__RECORDS SUPPLIED__:
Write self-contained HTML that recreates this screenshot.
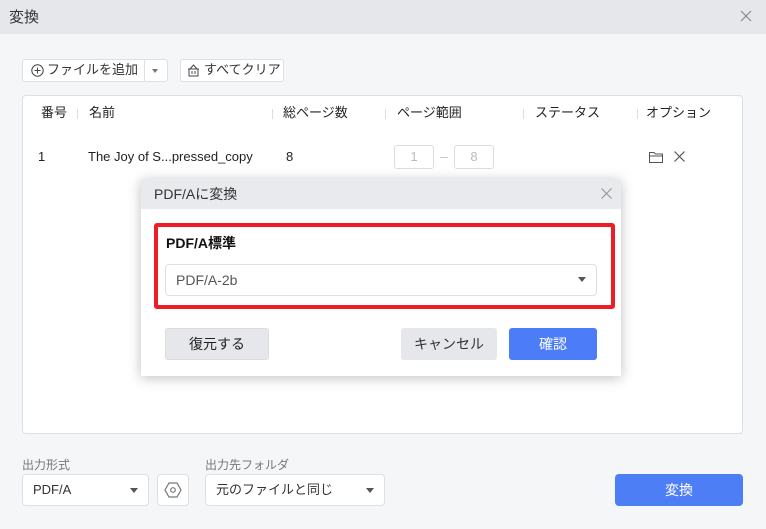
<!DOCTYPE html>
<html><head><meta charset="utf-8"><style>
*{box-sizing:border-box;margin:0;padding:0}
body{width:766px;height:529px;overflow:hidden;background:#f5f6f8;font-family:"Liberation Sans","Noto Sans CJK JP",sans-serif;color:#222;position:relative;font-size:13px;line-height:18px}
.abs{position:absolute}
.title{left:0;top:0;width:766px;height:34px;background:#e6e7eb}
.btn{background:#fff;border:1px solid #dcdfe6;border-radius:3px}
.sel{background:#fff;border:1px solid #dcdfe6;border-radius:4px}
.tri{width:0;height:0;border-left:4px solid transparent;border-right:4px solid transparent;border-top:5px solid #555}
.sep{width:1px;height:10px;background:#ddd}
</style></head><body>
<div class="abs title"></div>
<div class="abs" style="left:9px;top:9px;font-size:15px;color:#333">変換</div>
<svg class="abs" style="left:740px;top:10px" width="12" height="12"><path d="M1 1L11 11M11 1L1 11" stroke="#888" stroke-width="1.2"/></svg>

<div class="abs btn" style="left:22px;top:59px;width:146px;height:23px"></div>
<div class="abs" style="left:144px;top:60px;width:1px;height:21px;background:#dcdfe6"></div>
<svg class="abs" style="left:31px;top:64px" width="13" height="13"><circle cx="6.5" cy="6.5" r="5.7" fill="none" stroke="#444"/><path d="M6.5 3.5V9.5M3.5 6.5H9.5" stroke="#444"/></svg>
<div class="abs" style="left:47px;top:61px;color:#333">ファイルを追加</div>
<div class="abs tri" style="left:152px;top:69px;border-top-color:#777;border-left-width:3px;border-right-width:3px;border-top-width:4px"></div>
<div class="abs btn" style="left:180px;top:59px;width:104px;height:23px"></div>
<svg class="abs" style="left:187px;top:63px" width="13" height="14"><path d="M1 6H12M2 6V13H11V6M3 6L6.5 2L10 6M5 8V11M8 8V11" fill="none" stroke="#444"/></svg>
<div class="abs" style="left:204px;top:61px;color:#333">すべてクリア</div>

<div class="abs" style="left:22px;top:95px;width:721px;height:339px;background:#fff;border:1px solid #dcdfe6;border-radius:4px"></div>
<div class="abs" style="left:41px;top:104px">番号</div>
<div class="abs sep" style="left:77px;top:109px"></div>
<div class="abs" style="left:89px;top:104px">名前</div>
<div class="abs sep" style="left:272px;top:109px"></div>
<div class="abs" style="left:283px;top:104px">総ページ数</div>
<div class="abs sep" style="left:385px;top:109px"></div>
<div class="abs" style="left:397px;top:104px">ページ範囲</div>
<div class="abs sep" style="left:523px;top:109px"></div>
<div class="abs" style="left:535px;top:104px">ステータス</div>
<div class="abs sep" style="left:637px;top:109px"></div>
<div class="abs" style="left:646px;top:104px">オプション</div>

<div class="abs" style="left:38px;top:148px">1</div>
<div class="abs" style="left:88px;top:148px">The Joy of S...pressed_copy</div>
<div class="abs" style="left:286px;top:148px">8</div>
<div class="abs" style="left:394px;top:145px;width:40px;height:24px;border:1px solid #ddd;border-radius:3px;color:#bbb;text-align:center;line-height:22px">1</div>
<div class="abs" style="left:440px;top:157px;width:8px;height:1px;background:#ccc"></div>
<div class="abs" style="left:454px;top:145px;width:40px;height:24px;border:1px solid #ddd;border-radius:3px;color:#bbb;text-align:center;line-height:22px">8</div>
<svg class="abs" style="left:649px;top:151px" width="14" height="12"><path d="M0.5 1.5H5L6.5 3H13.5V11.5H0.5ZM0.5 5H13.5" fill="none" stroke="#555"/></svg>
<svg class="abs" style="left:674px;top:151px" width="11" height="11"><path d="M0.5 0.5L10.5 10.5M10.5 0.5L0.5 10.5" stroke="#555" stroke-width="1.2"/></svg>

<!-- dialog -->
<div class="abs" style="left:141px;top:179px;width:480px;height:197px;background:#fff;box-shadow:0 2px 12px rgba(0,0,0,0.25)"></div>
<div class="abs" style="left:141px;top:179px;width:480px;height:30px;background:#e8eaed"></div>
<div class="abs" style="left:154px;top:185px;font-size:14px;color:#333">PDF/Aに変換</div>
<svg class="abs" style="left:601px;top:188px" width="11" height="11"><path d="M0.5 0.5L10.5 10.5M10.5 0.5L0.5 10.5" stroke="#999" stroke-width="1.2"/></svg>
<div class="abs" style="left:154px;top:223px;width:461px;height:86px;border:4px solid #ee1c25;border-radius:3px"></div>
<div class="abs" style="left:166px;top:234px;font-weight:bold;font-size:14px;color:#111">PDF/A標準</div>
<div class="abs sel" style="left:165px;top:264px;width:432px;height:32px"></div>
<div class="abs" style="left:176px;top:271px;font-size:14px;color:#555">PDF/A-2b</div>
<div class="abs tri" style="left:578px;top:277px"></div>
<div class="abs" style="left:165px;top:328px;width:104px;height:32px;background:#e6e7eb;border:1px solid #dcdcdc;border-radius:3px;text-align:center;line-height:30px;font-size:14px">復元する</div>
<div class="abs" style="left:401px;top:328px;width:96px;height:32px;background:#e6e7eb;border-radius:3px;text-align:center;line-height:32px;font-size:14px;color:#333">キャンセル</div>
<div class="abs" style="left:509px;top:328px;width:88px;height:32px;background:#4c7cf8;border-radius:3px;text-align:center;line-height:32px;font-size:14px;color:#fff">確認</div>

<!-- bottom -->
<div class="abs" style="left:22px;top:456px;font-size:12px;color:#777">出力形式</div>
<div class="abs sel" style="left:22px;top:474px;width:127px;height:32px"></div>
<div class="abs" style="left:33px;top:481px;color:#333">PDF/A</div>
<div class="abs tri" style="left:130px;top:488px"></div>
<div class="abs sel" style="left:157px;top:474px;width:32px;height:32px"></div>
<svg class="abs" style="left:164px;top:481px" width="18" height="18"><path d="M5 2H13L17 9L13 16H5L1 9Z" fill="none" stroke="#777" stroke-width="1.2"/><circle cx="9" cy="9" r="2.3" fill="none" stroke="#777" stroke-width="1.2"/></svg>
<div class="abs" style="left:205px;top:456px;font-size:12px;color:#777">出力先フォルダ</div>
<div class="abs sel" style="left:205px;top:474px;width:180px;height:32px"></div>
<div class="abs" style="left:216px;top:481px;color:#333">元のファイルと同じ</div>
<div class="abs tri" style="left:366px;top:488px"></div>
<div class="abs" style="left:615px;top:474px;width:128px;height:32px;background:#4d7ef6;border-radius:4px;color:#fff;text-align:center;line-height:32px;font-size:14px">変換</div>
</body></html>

---

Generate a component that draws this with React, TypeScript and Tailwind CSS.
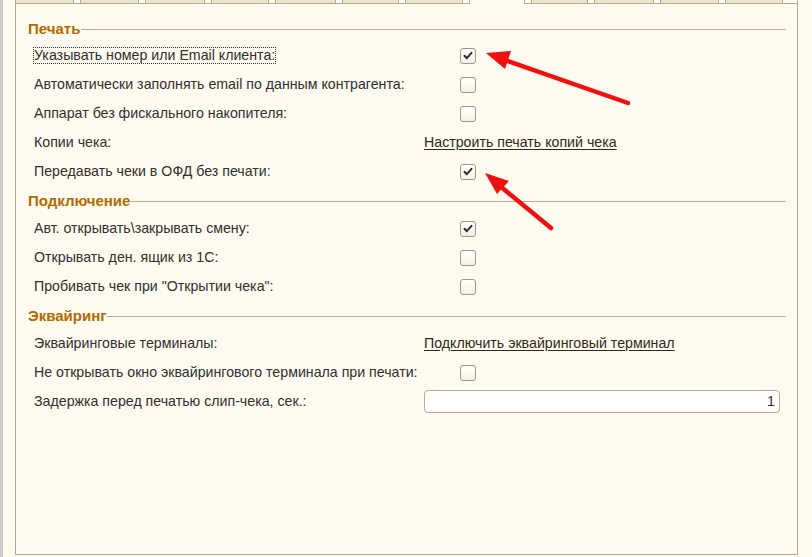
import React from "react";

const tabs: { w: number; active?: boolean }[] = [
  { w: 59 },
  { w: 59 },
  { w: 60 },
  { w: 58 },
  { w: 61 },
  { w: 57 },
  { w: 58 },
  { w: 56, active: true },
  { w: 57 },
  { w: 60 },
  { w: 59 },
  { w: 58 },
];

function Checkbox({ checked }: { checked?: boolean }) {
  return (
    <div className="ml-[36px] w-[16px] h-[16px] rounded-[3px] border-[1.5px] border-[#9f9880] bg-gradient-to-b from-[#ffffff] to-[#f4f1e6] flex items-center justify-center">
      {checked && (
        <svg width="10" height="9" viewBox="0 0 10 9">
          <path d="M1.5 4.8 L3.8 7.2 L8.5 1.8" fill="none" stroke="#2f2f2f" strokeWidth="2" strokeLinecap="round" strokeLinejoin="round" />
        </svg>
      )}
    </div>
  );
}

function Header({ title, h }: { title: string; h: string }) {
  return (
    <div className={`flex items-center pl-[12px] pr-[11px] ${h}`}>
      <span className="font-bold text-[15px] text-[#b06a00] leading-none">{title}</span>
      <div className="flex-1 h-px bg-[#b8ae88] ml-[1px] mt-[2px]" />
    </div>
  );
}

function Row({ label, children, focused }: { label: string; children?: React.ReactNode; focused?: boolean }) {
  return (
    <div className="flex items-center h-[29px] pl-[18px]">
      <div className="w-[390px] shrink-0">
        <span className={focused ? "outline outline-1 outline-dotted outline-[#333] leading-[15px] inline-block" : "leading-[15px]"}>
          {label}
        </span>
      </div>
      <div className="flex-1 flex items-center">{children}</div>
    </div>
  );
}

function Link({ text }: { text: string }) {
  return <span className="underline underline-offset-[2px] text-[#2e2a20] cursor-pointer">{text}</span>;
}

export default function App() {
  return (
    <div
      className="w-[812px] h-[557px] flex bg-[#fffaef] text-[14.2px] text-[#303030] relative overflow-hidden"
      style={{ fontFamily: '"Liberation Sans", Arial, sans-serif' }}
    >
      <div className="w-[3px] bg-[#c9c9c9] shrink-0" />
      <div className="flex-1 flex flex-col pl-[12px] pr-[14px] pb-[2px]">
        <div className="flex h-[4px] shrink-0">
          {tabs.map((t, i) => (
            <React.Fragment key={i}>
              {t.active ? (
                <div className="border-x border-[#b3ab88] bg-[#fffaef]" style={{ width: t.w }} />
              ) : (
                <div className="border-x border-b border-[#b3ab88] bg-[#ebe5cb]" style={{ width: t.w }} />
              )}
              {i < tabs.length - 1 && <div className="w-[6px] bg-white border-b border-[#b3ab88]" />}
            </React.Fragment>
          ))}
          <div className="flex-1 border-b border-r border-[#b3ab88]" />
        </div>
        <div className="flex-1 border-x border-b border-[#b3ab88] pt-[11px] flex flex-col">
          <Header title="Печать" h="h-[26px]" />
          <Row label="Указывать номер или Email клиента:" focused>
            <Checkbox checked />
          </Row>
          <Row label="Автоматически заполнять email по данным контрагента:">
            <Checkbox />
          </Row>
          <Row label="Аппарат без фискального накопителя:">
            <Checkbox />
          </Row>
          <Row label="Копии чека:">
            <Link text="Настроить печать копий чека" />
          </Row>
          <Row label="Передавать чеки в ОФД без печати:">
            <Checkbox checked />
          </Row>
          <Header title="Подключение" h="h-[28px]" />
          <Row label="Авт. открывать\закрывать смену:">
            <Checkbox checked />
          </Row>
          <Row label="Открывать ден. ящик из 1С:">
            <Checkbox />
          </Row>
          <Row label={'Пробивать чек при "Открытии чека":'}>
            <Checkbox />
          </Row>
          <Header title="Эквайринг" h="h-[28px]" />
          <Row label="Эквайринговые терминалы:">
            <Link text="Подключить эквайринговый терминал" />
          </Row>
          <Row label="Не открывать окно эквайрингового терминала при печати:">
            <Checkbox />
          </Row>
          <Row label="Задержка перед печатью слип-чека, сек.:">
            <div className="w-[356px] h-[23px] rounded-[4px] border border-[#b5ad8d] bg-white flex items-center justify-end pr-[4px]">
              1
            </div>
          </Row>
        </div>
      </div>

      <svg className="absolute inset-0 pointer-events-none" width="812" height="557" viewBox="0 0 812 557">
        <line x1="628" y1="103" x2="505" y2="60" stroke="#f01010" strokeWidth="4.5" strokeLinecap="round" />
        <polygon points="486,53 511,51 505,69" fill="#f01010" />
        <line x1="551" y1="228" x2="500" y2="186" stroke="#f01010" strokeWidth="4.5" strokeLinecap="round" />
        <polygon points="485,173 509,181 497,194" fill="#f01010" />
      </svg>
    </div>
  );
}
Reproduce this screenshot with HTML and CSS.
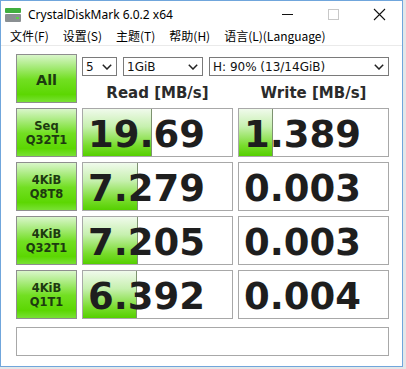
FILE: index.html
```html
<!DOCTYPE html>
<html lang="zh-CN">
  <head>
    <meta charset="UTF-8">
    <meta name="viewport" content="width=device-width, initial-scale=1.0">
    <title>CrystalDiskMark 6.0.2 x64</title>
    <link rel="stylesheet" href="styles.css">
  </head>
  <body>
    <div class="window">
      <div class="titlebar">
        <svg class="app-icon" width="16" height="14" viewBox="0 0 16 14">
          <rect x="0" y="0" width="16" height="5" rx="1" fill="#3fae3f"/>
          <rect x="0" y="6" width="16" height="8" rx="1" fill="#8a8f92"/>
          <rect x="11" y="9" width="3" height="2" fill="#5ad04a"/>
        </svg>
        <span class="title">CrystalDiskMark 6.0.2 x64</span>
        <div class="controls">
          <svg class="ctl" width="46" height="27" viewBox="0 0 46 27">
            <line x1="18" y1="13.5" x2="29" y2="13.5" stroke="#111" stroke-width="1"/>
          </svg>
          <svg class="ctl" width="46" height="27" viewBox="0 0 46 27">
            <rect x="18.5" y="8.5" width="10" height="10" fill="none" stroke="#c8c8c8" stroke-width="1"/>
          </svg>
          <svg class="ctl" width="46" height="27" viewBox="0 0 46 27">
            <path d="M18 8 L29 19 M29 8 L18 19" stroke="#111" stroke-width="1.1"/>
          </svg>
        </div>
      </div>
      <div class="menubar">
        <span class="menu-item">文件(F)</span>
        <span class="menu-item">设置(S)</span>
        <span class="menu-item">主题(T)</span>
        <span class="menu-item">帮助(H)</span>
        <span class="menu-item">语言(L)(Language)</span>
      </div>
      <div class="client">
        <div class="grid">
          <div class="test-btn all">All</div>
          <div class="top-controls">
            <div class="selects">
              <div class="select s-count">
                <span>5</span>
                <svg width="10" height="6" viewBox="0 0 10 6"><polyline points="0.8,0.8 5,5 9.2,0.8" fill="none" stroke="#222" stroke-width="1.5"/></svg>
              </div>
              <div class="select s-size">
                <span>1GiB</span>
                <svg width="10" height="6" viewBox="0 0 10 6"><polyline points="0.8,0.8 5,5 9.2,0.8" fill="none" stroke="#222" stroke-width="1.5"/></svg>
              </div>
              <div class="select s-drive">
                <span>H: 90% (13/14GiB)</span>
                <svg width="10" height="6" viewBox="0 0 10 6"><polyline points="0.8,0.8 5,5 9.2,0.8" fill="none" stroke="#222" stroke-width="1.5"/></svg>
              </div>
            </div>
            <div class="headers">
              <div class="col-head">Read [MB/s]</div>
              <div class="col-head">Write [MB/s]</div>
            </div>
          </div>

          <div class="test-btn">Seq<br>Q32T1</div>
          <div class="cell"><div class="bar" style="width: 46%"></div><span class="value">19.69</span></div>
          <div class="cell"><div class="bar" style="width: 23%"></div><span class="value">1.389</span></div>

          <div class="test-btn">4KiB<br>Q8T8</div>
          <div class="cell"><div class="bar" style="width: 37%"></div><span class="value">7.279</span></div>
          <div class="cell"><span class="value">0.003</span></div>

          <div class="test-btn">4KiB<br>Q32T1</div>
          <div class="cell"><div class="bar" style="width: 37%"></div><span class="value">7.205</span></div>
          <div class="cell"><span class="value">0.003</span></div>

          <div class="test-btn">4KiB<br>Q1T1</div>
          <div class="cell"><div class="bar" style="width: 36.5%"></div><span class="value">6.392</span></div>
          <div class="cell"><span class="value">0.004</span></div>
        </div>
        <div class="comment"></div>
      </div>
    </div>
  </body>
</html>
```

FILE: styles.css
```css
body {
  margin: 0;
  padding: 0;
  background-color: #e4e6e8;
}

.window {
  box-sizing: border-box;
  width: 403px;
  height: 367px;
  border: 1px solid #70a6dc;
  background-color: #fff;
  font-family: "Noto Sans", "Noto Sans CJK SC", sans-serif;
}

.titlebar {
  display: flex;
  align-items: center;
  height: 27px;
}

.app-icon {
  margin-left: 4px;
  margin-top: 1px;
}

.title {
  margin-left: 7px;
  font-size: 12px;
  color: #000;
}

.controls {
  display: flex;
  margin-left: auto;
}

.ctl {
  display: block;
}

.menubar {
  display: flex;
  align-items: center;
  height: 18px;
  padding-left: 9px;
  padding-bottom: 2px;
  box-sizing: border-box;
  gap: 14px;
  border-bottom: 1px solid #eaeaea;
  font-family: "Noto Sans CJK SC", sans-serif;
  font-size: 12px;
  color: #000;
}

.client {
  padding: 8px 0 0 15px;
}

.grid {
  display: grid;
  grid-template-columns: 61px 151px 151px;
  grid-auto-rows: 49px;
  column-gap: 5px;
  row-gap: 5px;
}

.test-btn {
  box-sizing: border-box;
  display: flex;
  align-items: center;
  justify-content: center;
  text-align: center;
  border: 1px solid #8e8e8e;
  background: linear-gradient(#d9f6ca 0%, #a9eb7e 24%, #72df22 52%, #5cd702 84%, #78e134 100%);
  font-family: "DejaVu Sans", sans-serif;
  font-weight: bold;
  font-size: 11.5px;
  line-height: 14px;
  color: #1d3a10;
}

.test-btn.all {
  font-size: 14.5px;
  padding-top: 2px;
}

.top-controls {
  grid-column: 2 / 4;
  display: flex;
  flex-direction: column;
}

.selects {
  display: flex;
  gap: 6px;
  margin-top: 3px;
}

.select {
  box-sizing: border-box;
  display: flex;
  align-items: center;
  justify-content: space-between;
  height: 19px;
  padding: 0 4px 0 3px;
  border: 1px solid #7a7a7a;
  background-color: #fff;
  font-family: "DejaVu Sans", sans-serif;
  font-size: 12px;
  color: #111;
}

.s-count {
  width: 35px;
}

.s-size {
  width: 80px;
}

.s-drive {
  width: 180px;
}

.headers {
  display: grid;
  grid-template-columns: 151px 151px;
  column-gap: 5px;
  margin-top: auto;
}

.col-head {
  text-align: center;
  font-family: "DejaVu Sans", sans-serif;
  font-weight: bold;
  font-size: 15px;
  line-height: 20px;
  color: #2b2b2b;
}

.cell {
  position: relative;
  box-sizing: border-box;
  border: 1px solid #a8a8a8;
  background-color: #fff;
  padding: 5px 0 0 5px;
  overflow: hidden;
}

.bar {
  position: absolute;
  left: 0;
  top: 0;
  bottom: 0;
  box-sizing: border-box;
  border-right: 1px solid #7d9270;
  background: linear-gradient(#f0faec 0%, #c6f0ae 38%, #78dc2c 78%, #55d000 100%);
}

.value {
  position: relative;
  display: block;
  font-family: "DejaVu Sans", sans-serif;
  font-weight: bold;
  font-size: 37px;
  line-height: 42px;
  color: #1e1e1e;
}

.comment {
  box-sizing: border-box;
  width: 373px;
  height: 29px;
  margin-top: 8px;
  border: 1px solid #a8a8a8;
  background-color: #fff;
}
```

__WHAT YOU HAVE TO DO__: Reproduce exactly the run of lines beginning with the one that contains "Write self-contained HTML" and ending with the one that contains "1L11 11M11 1L1". Do not include pictures.

__SOLUTION TO THIS TASK__:
Write self-contained HTML that recreates this screenshot.
<!DOCTYPE html>
<html><head><meta charset="utf-8"><style>
*{box-sizing:border-box;margin:0;padding:0}
body{width:766px;height:529px;overflow:hidden;background:#f5f6f8;font-family:"Liberation Sans","Noto Sans CJK JP",sans-serif;color:#222;position:relative;font-size:13px;line-height:18px}
.abs{position:absolute}
.title{left:0;top:0;width:766px;height:34px;background:#e6e7eb}
.btn{background:#fff;border:1px solid #dcdfe6;border-radius:3px}
.sel{background:#fff;border:1px solid #dcdfe6;border-radius:4px}
.tri{width:0;height:0;border-left:4px solid transparent;border-right:4px solid transparent;border-top:5px solid #555}
.sep{width:1px;height:10px;background:#ddd}
</style></head><body>
<div class="abs title"></div>
<div class="abs" style="left:9px;top:9px;font-size:15px;color:#333">変換</div>
<svg class="abs" style="left:740px;top:10px" width="12" height="12"><path d="M1 1L11 11M11 1L1 11" stroke="#888" stroke-width="1.2"/></svg>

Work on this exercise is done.